- [TO BE DONE] In the material below, list every line carrying the string "this".

- [RECORDS SHOWN]
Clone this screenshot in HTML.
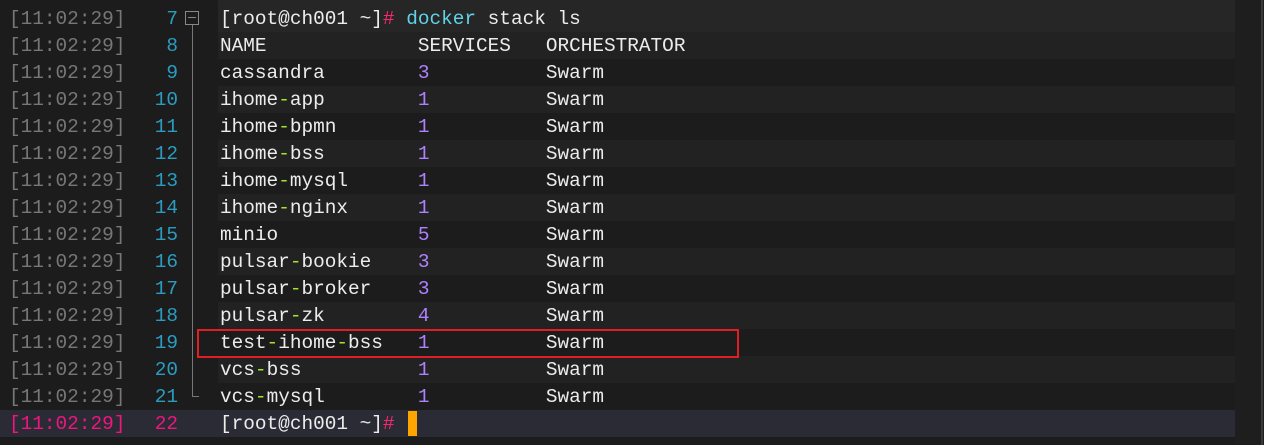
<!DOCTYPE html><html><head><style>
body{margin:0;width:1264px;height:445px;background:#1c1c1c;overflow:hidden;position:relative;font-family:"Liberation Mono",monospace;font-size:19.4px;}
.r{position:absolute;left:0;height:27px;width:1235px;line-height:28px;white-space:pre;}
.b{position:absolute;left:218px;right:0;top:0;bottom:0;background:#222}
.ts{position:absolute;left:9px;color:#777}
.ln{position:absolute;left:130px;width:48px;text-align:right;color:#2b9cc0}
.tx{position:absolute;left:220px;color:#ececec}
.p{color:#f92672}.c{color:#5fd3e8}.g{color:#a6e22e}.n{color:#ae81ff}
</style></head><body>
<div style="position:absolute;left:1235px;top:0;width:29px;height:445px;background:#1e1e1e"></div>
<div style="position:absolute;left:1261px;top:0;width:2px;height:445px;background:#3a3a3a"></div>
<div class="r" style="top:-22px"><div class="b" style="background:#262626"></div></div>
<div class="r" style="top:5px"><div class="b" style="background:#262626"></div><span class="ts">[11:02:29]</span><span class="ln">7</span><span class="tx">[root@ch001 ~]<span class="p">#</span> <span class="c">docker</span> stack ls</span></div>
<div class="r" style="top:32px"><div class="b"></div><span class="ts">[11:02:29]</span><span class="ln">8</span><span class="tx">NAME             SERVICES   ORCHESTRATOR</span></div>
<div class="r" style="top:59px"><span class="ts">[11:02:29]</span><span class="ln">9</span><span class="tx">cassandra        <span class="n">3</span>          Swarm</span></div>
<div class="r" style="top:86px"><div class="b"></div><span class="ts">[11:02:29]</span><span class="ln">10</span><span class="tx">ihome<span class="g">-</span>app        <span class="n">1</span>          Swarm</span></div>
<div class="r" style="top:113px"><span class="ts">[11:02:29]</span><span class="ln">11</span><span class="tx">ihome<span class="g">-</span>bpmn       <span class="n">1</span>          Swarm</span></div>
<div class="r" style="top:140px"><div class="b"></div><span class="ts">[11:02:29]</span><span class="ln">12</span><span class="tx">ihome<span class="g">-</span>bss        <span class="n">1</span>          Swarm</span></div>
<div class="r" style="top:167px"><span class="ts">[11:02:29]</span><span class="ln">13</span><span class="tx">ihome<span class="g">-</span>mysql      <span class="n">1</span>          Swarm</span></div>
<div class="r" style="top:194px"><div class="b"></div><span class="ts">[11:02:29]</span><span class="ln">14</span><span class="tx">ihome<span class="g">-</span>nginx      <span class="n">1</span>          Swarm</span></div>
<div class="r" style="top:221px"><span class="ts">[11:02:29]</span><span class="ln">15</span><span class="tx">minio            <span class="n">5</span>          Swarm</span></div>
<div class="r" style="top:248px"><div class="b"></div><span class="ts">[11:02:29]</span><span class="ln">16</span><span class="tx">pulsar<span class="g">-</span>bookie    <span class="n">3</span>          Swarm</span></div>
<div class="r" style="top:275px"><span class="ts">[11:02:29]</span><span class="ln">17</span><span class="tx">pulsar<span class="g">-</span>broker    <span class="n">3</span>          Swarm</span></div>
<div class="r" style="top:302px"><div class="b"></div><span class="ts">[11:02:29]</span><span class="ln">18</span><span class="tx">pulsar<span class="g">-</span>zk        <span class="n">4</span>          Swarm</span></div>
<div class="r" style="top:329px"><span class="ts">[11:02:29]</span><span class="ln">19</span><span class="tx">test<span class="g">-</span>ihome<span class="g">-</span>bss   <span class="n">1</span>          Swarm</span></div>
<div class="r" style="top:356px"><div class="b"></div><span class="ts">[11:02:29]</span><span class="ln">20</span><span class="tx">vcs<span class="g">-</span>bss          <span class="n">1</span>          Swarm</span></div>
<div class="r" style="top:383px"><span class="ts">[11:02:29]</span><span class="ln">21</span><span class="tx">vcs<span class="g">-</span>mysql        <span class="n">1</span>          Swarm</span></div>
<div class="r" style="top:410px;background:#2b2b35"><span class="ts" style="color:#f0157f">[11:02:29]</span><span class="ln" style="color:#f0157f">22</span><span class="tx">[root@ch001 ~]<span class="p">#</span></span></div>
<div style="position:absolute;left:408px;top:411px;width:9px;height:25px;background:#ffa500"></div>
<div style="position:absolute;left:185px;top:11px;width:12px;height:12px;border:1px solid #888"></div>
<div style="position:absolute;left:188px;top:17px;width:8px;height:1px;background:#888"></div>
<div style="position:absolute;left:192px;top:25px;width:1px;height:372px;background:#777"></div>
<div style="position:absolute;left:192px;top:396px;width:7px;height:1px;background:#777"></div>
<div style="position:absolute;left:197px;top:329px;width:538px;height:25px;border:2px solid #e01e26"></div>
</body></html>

---

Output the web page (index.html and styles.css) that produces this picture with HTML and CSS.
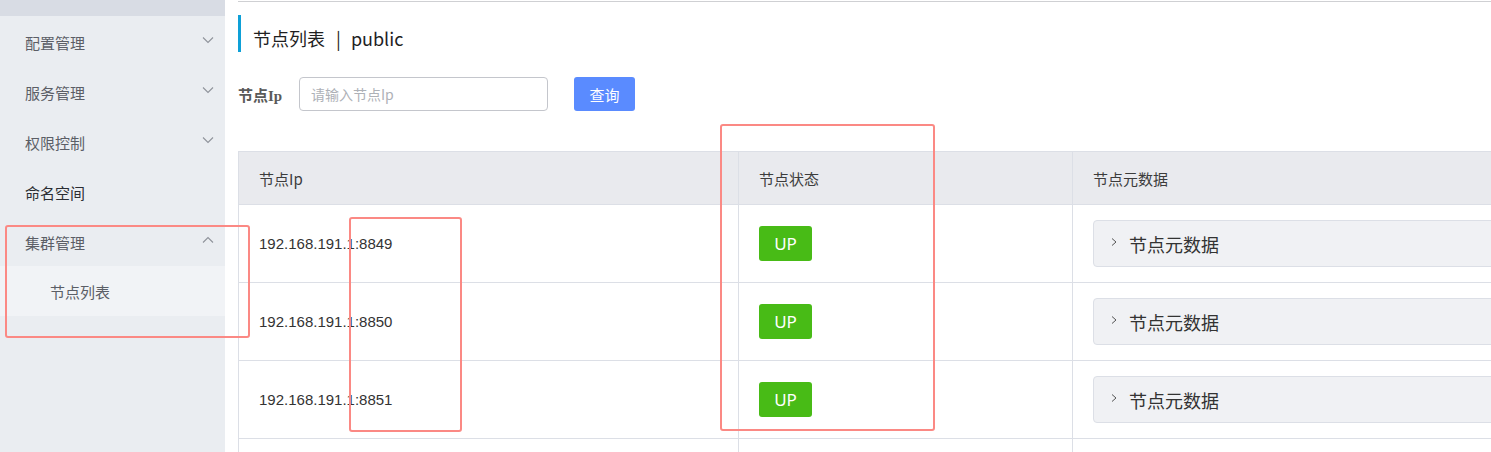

---

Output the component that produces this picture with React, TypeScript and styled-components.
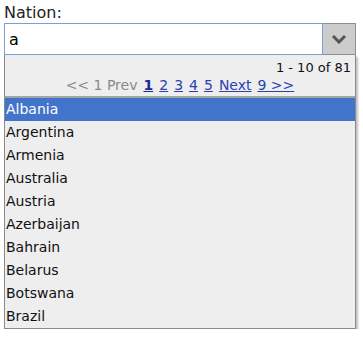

- [OUTPUT]
Clone this screenshot in HTML.
Output the web page (index.html and styles.css) that produces this picture with HTML and CSS.
Output the component that produces this picture with React, TypeScript and styled-components.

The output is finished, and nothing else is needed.